Lazard posted weaker-than-expected quarterly earnings amid higher costs and little growth in merger and acquisition fees, sending shares of the financial advisory firm down.
First-quarter net income rose to $55.0 million from $52.5 million a year earlier. Earnings per share, assuming the full exchange of all ownership interests, fell to 47 cents from 51 cents, reflecting an increase in shares outstanding.
The earnings fell short of analysts' average forecast of 62 cents a share, as calculated by Thomson Financial.
Lazard shares fell 6% in pre-market trading before paring losses .
"We expect the stock to respond negatively to this morning's (earnings-per-share) miss, which we would take as an excellent opportunity to buy a premier global M&A franchise with still solid (earnings-per-share) visibility in '07," Bank of America analyst Michael Hecht wrote in a research note.
For years, New York-based Lazard's booming M&A business picked up the slack for a laggard money-management arm undergoing a turnaround, but those roles were reversed in the first quarter.
Operating revenue rose 11% to a record $388.2 million, driven primarily by 23% growth in asset-management revenue.
Assets under management rose 13% from the end of December, to $124.9 billion, a new record, fueled by a net increase of $11.6 billion in new customer funds.
But in a period of rampant takeover activity worldwide, Lazard's M&A business eked out just a 1% gain in fees to $196.1 million, though that was a record for the first quarter.

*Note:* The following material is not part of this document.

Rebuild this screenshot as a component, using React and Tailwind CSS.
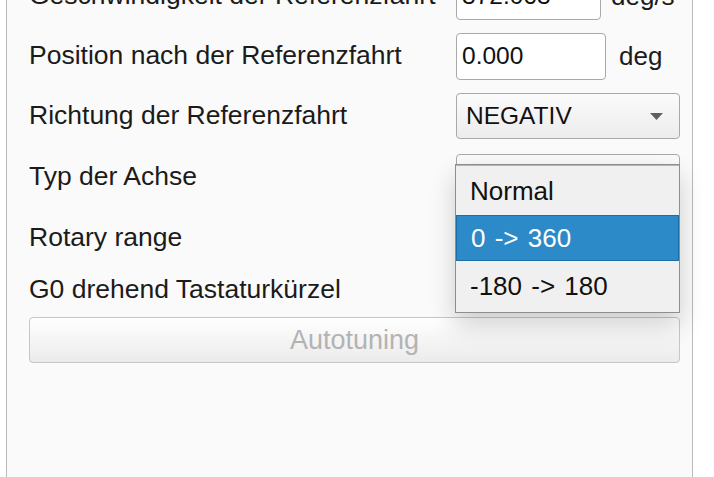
import React from "react";

const font = { fontFamily: '"Liberation Sans", Arial, sans-serif' };

const Label = ({ children }) => (
  <span className="text-[26.5px] text-[#1b1b1b] leading-none">{children}</span>
);

const Input = ({ value, w }) => (
  <div
    className={`h-[47px] ${w} bg-white border border-[#a9a9a9] rounded-[4px] flex items-center pl-[5px] text-[24.5px] text-[#111]`}
  >
    {value}
  </div>
);

const Select = ({ value }) => (
  <div className="h-[46px] w-[224px] border border-[#a9a9a9] rounded-[4px] bg-gradient-to-b from-[#fbfbfb] to-[#ececec] flex items-center justify-between pl-[9px] pr-[16px] text-[24.5px] text-[#111]">
    <span>{value}</span>
    <svg width="13" height="7" viewBox="0 0 13 7">
      <path d="M0 0h13L6.5 7z" fill="#5f5f5f" />
    </svg>
  </div>
);

const Row = ({ h, label, children }) => (
  <div className={`flex items-center ${h}`}>
    <div className="w-[449px] pl-[22px]">
      <Label>{label}</Label>
    </div>
    <div className="flex items-center">{children}</div>
  </div>
);

export default function App() {
  return (
    <div className="relative w-[714px] h-[477px] bg-white overflow-hidden" style={font}>
      <div className="ml-[6px] w-[687px] h-[477px] bg-[#fafafa] border-l border-r border-[#b9b9b9] overflow-hidden">
        <div className="-mt-[34px]">
          <Row h="h-[60px]" label="Geschwindigkeit der Referenzfahrt">
            <Input value="372.063" w="w-[145px]" />
            <span className="ml-[10px] text-[26px] text-[#1b1b1b]">deg/s</span>
          </Row>
          <Row h="h-[60px]" label="Position nach der Referenzfahrt">
            <Input value="0.000" w="w-[150px]" />
            <span className="ml-[13px] text-[26px] text-[#1b1b1b]">deg</span>
          </Row>
          <Row h="h-[60px]" label="Richtung der Referenzfahrt">
            <Select value="NEGATIV" />
          </Row>
          <Row h="h-[62px]" label="Typ der Achse">
            <Select value="" />
          </Row>
          <Row h="h-[60px]" label="Rotary range">
            <Select value="" />
          </Row>
          <Row h="h-[44px]" label="G0 drehend Tastaturkürzel">
            <div className="w-[20px] h-[20px]" />
          </Row>
          <div className="mt-[5px] ml-[22px] w-[651px] h-[46px] border border-[#c6c6c6] rounded-[4px] bg-gradient-to-b from-[#ffffff] to-[#ebebeb] flex items-center justify-center text-[27px] text-[#b3b3b3]">
            Autotuning
          </div>
        </div>
      </div>

      <div className="absolute left-[455px] top-[164px] w-[225px] h-[149px] bg-[#f0f0f0] border border-[#8e8e8e] shadow-[0_12px_24px_rgba(0,0,0,0.18)] flex flex-col text-[26px] [word-spacing:2px]">
        <div className="h-[50px] flex items-center pl-[14px] pt-[2px] text-[#111] border-t border-[#b5b5b5]">
          Normal
        </div>
        <div className="h-[46px] flex items-center pl-[14px] bg-[#2d8ac8] text-white border border-[#1e6ea6]">
          0 -&gt; 360
        </div>
        <div className="flex-1 flex items-center pl-[14px] text-[#111]">-180 -&gt; 180</div>
      </div>
    </div>
  );
}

Lazard Vice Chairman Steve Golub said the flat results reflected the timing of completed deals, which is when advisers are paid.
"It's relative to completions," Golub said in an interview. "This year it seems as though our backlog is weighted toward the second half."
BofA's Hecht said merger and restructuring revenue came in below his forecasts, and costs were higher.
Compensation and benefits costs rose 10% to $220 million in the quarter, although operating revenue gained 11%. Non-compensation expenses rose to 18.3% of operating revenue, compared to 16.5% in the quarter a year ago, reflecting increased recruitment costs, professional fees and other costs, it said.
Still, Hecht said Lazard's prospects are bright thanks to a backlog of pending fees and strong momentum in its money-management unit.
"The good news is that Lazard's pipeline of deals continues to be solid at a total of $402 billion, with $160 billion expected to close in the second quarter," he said.
Lazard Chief Executive Bruce Wasserstein said in a statement that the company will expand its M&A coverage into new markets and "adjacent businesses" through takeovers, investments and new hires.
"We are also actively pursuing expansion of our asset-management business through acquisitions, new investment products, including merchant banking investments," and the
hiring of individuals and teams, he said.
Lazard's restructuring business remains "soft," with revenue falling 29% to $9.6 million in the first quarter. Golub blamed the glut of investor cash keeping corporate default rates down around 1%, compared with 2% to 4% historically.
Non-compensation expenses surged 22% in the quarter, driven by investments in asset management and M&A, though the year-ago period included one-time recoveries.